In my dissenting opinion I stated that “the interests of justice would best be served by reopening the case in this court for the purpose of taking testimony to establish the truth”. [176 F.Supp. 478] A re-examination and re-appraisal of the case as it was presented to the court has served only to strengthen my conviction
*337 that this case should not go to the Supreme Court in its present posture. The basic issues involved are of such importance that it would be extremely unfortunate, to say the least, to have the High Court presented with a record that is incomplete, inconclusive and confusing. A rehearing in my judgment would have resulted in the introduction of sufficient evidence to have clarified the factual situation.In the memorandum of the majority of the court filed after the motion for rehearing was denied, it is stated that the result in this case might well have been different had the case been tried in another way. I would be less than candid if I did not make the observation that insofar as the presentation of evidence on behalf of the defendant was concerned, the case was not tried at all. One need only consult the record in the case and the docket entries on file to appreciate that this is so. The late Attorney General of the Commonwealth apparently contented himself with filing an appearance in its behalf. An Assistant Attorney General was assigned to the case but his activity was confined to the arguing of a motion to dismiss the complaint and to a cross-examination of the one witness who testified on behalf of the corporate plaintiff. In making that observation I make no reflection upon the able Assistant Attorney General who appeared in the court proceedings. Whatever the reasons may have been for the failure 'of the Commonwealth to investigate the allegations of the complaint, to present evidence on behalf of the defendant, and to uphold the constitutionality of the law of Massachusetts which had been repeatedly upheld by the State Supreme Court, the fact remains that the complete absence of credible evidence has left the record in this case inconclusive and confusing. I may say that the lack of preparation in this case was known to the majority of the court before the first hearing and, a fortiori, at the time that the motion for rehearing was decided adversely. Believing as I do that the sole aim and object of the trial of a law suit is to establish the truth, I deem it my duty to renew the protest hitherto made in my dissenting opinion against the manner in which this case has been defended.

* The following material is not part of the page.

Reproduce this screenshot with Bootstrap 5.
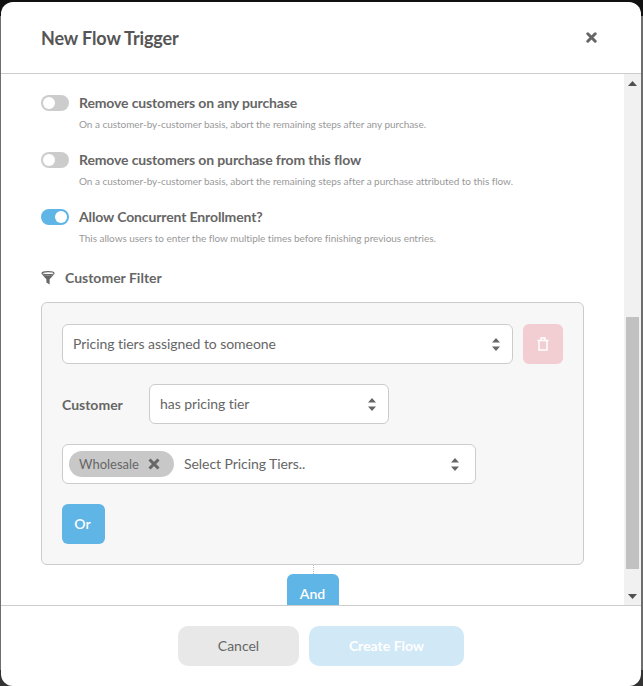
<!DOCTYPE html>
<html lang="en">
<head>
<meta charset="utf-8">
<title>New Flow Trigger</title>
<link rel="stylesheet" href="https://cdn.jsdelivr.net/npm/bootstrap@5.3.0/dist/css/bootstrap.min.css">
<style>
html,body{height:686px;overflow:hidden;}
body{margin:0;font-family:"Lato","Liberation Sans",sans-serif;color:#666;background:linear-gradient(#111 0,#111 16px,#6e6e6e 16px,#6e6e6e 670px,#333 670px);padding:2px 2px 0 1px;}
.flow-modal{height:684px;border:0;border-radius:12px;overflow:hidden;background:#fff;}
.flow-head{height:72px;padding:0 40px;border-bottom:1px solid #ccc;border-radius:0;flex:none;}
.flow-title{font-size:18px;font-weight:700;color:#555;margin:0;line-height:24px;letter-spacing:-.12px;}
.flow-x{border:0;background:none;padding:0;width:11px;height:11px;display:block;margin-right:4px;line-height:0;}
.flow-mid{height:531px;flex:none;overflow:hidden;}
.flow-scroll{width:623px;height:531px;overflow:hidden;padding:20px 40px 0;flex:none;}
.fake-bar{width:17px;background:#f1f1f1;flex:none;padding:0 2px;}
.bar-arrow{height:17px;flex:none;}
.bar-arrow-top{margin-top:1px;}
.bar-thumb{height:252px;background:#c1c1c1;}
.bar-gap{height:225px;}
.toggle-row{height:57px;}
.toggle-row.form-switch{padding-left:0;}
.toggle-row .form-check-input{width:28px;height:16px;margin:0 10px 0 0;flex:none;background-color:#ccc;border:0;float:none;background-image:url("data:image/svg+xml,%3csvg xmlns='http://www.w3.org/2000/svg' viewBox='-4 -4 8 8'%3e%3ccircle r='3' fill='%23fff'/%3e%3c/svg%3e");}
.toggle-row .form-check-input:checked{background-color:#5fb5e5;background-position:right center;}
.toggle-label{font-size:14px;font-weight:700;color:#666;line-height:18px;margin:0;letter-spacing:-.13px;}
.toggle-hint{font-size:10px;color:#999;line-height:12px;padding-left:38px;margin-top:6px;letter-spacing:-.035px;}
.filter-head{font-size:14px;font-weight:700;color:#666;line-height:18px;margin-top:4px;margin-bottom:15px;}
.filter-icon{margin-right:10px;flex:none;}
.filter-box{width:543px;height:263px;background:#f7f7f7;border:1px solid #ccc;border-radius:6px;padding:21px 20px;}
.pick{height:40px;border:1px solid #ccc;border-radius:6px;font-size:14px;color:#666;padding:0 40px 0 10px;line-height:38px;letter-spacing:-.06px;background-color:#fff;background-size:8px 13px;background-position:right 12px center;background-repeat:no-repeat;background-image:url("data:image/svg+xml,%3csvg xmlns='http://www.w3.org/2000/svg' viewBox='0 0 8 13'%3e%3cpath d='M4 0 8 4.500H0zM4 13 0 8.500h8z' fill='%23666'/%3e%3c/svg%3e");}
.pick-main{width:451px;}
.pick-mid{width:240px;}
.pick-tags{width:414px;padding-left:6px;margin-top:20px;background-position:right 16px center;}
.select-row{gap:10px;}
.cust-row{margin-top:20px;}
.trash-btn{width:40px;height:40px;background:#f2ced2;border:0;border-radius:6px;padding:0;}
.trash-btn:hover{background:#f2ced2;}
.cust-label{font-size:14px;font-weight:700;color:#666;width:87px;}
.tag-chip{height:26px;width:105px;background:#c8c8c8;border-radius:13px;font-size:13px;color:#666;padding:0 14px 0 10px;line-height:26px;letter-spacing:0;}
.tags-ph{font-size:14px;color:#666;margin-left:10px;}
.blue-btn{background:#5fb5e5;border:0;color:#fff;font-size:14px;font-weight:600;border-radius:6px;padding:0;height:40px;}
.blue-btn:hover,.blue-btn:active{background:#5fb5e5;color:#fff;}
.or-btn{width:43px;margin-top:20px;padding-right:2px;padding-bottom:1px;}
.and-wrap{width:543px;}
.and-line{height:9px;width:0;border-left:1px dotted #bbb;margin-left:1px;}
.and-btn{width:52px;padding-bottom:2px;}
.flow-foot{height:81px;border-top:1px solid #ccc;flex:none;gap:10px;padding:0;}
.foot-btn{height:40px;border:0;border-radius:10px;font-size:14px;padding:0 0 2px;margin:0;}
.cancel-btn{width:121px;background:#e8e8e8;color:#666;}
.create-btn{width:155px;background:#d1e8f7;color:#fff;font-weight:700;}
.cancel-btn:hover{background:#e8e8e8;color:#666;}
</style>
</head>
<body>
<div class="modal-content flow-modal d-flex flex-column">
  <div class="modal-header flow-head d-flex justify-content-between align-items-center">
    <h5 class="flow-title">New Flow Trigger</h5>
    <button class="flow-x" type="button" aria-label="Close">
      <svg width="11" height="11" viewBox="0 0 11 11"><path d="M1.800 1.800 9.200 9.200M9.200 1.800 1.800 9.200" stroke="#666" stroke-width="3" stroke-linecap="round"/></svg>
    </button>
  </div>
  <div class="flow-mid d-flex">
    <div class="flow-scroll">
      <div class="toggle-row form-check form-switch m-0">
        <div class="d-flex align-items-center"><input class="form-check-input" type="checkbox" role="switch"><p class="toggle-label">Remove customers on any purchase</p></div>
        <div class="toggle-hint">On a customer-by-customer basis, abort the remaining steps after any purchase.</div>
      </div>
      <div class="toggle-row form-check form-switch m-0">
        <div class="d-flex align-items-center"><input class="form-check-input" type="checkbox" role="switch"><p class="toggle-label">Remove customers on purchase from this flow</p></div>
        <div class="toggle-hint">On a customer-by-customer basis, abort the remaining steps after a purchase attributed to this flow.</div>
      </div>
      <div class="toggle-row form-check form-switch m-0">
        <div class="d-flex align-items-center"><input class="form-check-input" type="checkbox" role="switch" checked><p class="toggle-label">Allow Concurrent Enrollment?</p></div>
        <div class="toggle-hint">This allows users to enter the flow multiple times before finishing previous entries.</div>
      </div>
      <div class="filter-head d-flex align-items-center">
        <svg class="filter-icon" width="14" height="14" viewBox="0 0 14 14"><ellipse cx="7" cy="2.200" rx="6" ry="1.500" stroke="#666" stroke-width="1.200" fill="none"/><path d="M.800 3.200C3 4.800 11 4.800 13.200 3.200L8.600 8.200V13.500L5.400 11.500V8.200z" fill="#666"/></svg>
        Customer Filter
      </div>
      <div class="filter-box">
        <div class="d-flex select-row">
          <div class="pick pick-main">Pricing tiers assigned to someone</div>
          <button class="trash-btn btn d-flex align-items-center justify-content-center" type="button" aria-label="Delete">
            <svg width="12" height="14" viewBox="0 0 12 14"><path d="M.500 3.500h11M2 3.500V13h8V3.500M4 3.500V1h4v2.500" stroke="#fff" stroke-width="1.500" fill="none"/></svg>
          </button>
        </div>
        <div class="d-flex align-items-center cust-row">
          <div class="cust-label">Customer</div>
          <div class="pick pick-mid">has pricing tier</div>
        </div>
        <div class="pick pick-tags d-flex align-items-center">
          <div class="tag-chip d-flex align-items-center justify-content-between">Wholesale
            <svg width="12" height="12" viewBox="0 0 12 12"><path d="M1.500 1.500 10.500 10.500M10.500 1.500 1.500 10.500" stroke="#666" stroke-width="3"/></svg>
          </div>
          <span class="tags-ph">Select Pricing Tiers..</span>
        </div>
        <button class="btn blue-btn or-btn d-block" type="button">Or</button>
      </div>
      <div class="and-wrap d-flex flex-column align-items-center">
        <div class="and-line"></div>
        <button class="btn blue-btn and-btn" type="button">And</button>
      </div>
    </div>
    <div class="fake-bar d-flex flex-column">
      <div class="bar-arrow bar-arrow-top d-flex align-items-center justify-content-center"><svg width="9" height="5" viewBox="0 0 9 5"><path d="M4.500 0 9 5H0z" fill="#505050"/></svg></div>
      <div class="bar-gap"></div>
      <div class="bar-thumb"></div>
      <div class="flex-grow-1"></div>
      <div class="bar-arrow d-flex align-items-center justify-content-center"><svg width="9" height="5" viewBox="0 0 9 5"><path d="M4.500 5 9 0H0z" fill="#505050"/></svg></div>
    </div>
  </div>
  <div class="modal-footer flow-foot d-flex justify-content-center">
    <button class="btn foot-btn cancel-btn" type="button">Cancel</button>
    <button class="btn foot-btn create-btn" type="button">Create Flow</button>
  </div>
</div>
<script src="https://cdn.jsdelivr.net/npm/bootstrap@5.3.0/dist/js/bootstrap.bundle.min.js"></script>
</body>
</html>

The basic issues involved are of such importance that it would be extremely unfortunate, to say the least, to have the Supreme Court presented with a record that is thoroughly incomplete, inconclusive, confusing, and lacking in probative value, exemplified by the many contradictory statements by the one witness, Mr. Chernock. He was the chairman of the board of directors and owned fifty per cent of the stock of the company, of which his wife and a relative were also members and constituted three of the five directors. He was the general manager but could give no testimony with reference to the sale of the commodities outside of meat. Non-meat products represented at least eighty-five per cent of the many commodities which were not established as kosher food products. These other products were purchased by somebody else and Chernock admitted that he could not tell what they were— all this in a store called a kosher super market which employed as a maximum no more than eleven, and with a general average of six working. It is important to contrast the testimony with the agreed statement of facts which are already in evidence and upon which the same case under another name was passed upon favorably to the Commonwealth in the criminal proceedings by the Supreme Judicial Court.
I believe that a court should be extremely reluctant to strike down a state statute as unconstitutional where the state courts have upheld the statute on repeated occasions, especially where a court is presented with a record such as we are confronted with here. I would allow the motion for rehearing and grant the parties sufficient time to develop the evidence required to sustain or refute the allegations of the complaint.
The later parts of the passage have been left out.